She says: “I owe Lancaster everything. I made great friends there and my experience there made me feel when I left that I could tackle anything.”
Her career-making interviews are a case in point. She had netted these at Glastonbury, thanks to a ‘blagged’ pass to the festival in her first year through the student magazine Scan, long before the event became famous and sought after. She had been going there with her bohemian parents from the age of three and knew it would provide rich pickings for a young woman set on being a journalist.
Just the mere fact of working on Scan gave her the chance to hone her journalistic skills - interviewing the host of bands and rock personalities that used Lancaster University as a touring venue including Gary Glitter, The Fall and Pauline Black. So when she applied for a fiercely-contested place on the top post graduate journalism course at City University, she stood out head and shoulders from the hundreds of other applicants. From then on she made swift progress in a profession for which many of her peers would have given their eye teeth.
Amy admits that Lancaster was not her first choice, but her father died in the run up to her A levels and they did not go well. She found herself leaving her Bridgnorth Comprehensive School to go to a university she had never visited to study English, Italian and Sociology, but she loved it immediately and made two of her best friends in the first week.

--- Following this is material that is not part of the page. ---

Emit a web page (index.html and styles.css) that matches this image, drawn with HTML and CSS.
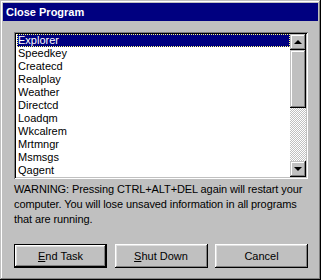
FILE: index.html
```html
<!DOCTYPE html>
<html lang="en">
<head>
  <meta charset="UTF-8" />
  <title>Close Program</title>
  <link rel="stylesheet" href="styles.css">
</head>
<body>
  <div class="window">
    <div class="title-bar">Close Program</div>

    <div class="content">
      <div class="listbox">
        <ul class="tasks">
          <li class="selected"><span>Explorer</span></li>
          <li><span>Speedkey</span></li>
          <li><span>Createcd</span></li>
          <li><span>Realplay</span></li>
          <li><span>Weather</span></li>
          <li><span>Directcd</span></li>
          <li><span>Loadqm</span></li>
          <li><span>Wkcalrem</span></li>
          <li><span>Mrtmngr</span></li>
          <li><span>Msmsgs</span></li>
          <li><span>Qagent</span></li>
        </ul>
        <div class="scrollbar">
          <div class="sb-btn"><span class="arrow up"></span></div>
          <div class="sb-thumb"></div>
          <div class="sb-track"></div>
          <div class="sb-btn"><span class="arrow down"></span></div>
        </div>
      </div>

      <p class="warning">WARNING: Pressing CTRL+ALT+DEL again will restart your computer. You will lose unsaved information in all programs that are running.</p>

      <div class="buttons">
        <button class="btn default"><u>E</u>nd Task</button>
        <button class="btn"><u>S</u>hut Down</button>
        <button class="btn">Cancel</button>
      </div>
    </div>
  </div>
</body>
</html>
```

FILE: styles.css
```css
body {
  margin: 0;
  font-family: "Liberation Sans", Arial, sans-serif;
  font-size: 11px;
  background: #c0c0c0;
}
.window {
  width: 321px;
  height: 280px;
  box-sizing: border-box;
  padding: 3px;
  background: #c0c0c0;
  box-shadow: inset -1px -1px #000, inset 1px 1px #c0c0c0,
              inset -2px -2px #808080, inset 2px 2px #fff;
}
.title-bar {
  height: 18px;
  line-height: 18px;
  background: #000080;
  color: #fff;
  font-weight: bold;
  padding-left: 3px;
}
.content {
  padding: 11px 10px 0 11px;
}

.listbox {
  display: flex;
  height: 147px;
  box-sizing: border-box;
  padding: 2px;
  background: #fff;
  box-shadow: inset 1px 1px #808080, inset -1px -1px #fff,
              inset 2px 2px #000, inset -2px -2px #c0c0c0;
}
.tasks {
  flex: 1;
  list-style: none;
  margin: 0;
  padding: 0;
}
.tasks li {
  height: 13px;
  line-height: 13px;
  padding-left: 1px;
  color: #000;
}
.tasks li span {
  display: block;
  padding-left: 1px;
}
.tasks li.selected span {
  background: #000080;
  color: #fff;
  outline: 1px dotted #ffff80;
  outline-offset: -1px;
}

.scrollbar {
  width: 16px;
  display: flex;
  flex-direction: column;
}
.sb-btn, .sb-thumb {
  background: #c0c0c0;
  box-shadow: inset -1px -1px #000, inset 1px 1px #c0c0c0,
              inset -2px -2px #808080, inset 2px 2px #fff;
}
.sb-btn {
  height: 16px;
  display: flex;
  align-items: center;
  justify-content: center;
}
.sb-thumb {
  height: 58px;
}
.sb-track {
  flex: 1;
  background: repeating-conic-gradient(#c0c0c0 0 25%, #fff 0 50%) 0 0 / 2px 2px;
}
.arrow {
  width: 0;
  height: 0;
  border-left: 4px solid transparent;
  border-right: 4px solid transparent;
}
.arrow.up {
  border-bottom: 4px solid #000;
  margin-top: -1px;
}
.arrow.down {
  border-top: 4px solid #000;
}

.warning {
  margin: 3px 0 0 0;
  line-height: 15px;
  letter-spacing: -0.1px;
  color: #000;
}

.buttons {
  display: flex;
  justify-content: space-between;
  margin-top: 17px;
}
.btn {
  width: 93px;
  height: 24px;
  padding: 0;
  border: none;
  font-family: inherit;
  font-size: 11px;
  color: #000;
  background: #c0c0c0;
  box-shadow: inset -1px -1px #000, inset 1px 1px #fff,
              inset -2px -2px #808080, inset 2px 2px #dfdfdf;
}
.btn.default {
  box-shadow: inset 0 0 0 1px #000, inset -2px -2px #000, inset 2px 2px #fff,
              inset -3px -3px #808080, inset 3px 3px #dfdfdf;
}
```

She marvels at how well things have turned out. In retrospect, she thinks she would not have coped in the highly-competitive journalistic environments at some other universities, for although set on a press career, she was not ‘a dead pushy type’. Instead she walked into the Scan offices and immediately found a haven of opportunity.
Even academically, things went in her favour. Italian, which she took from scratch to A level in her first year, became her passion, thanks to memorable teachers like Paolo Rossi. She had done French before and visited Italy as a child. She says: “The whole department was fantastic.” She was also inspired by her literature studies
When it was time for her year in Italy, she spent it teaching Luca Carbonari, an Italian equivalent of rock star George Michael, English. She wrote university essays on Italian popular music and built up such a love and proficiency for the Italian language, that she has been able to use it to interview footballers like Paolo Maldini and manager Marcello Lippi, in their native Italian, for Esquire magazine.
She’s kept it up to this day. Four years ago she did a four-hour interview in Italian with a director. She says: “If you are a journalist and you have a couple of languages, it can only help.”
On her return to Lancaster to complete her degree she continued to pursue her career dreams via Scan, catching the National Bus to Manchester after lectures to cover gigs and getting back at 2am. “It felt so very open at Scan.” says Amy. “It felt like a real collaboration.”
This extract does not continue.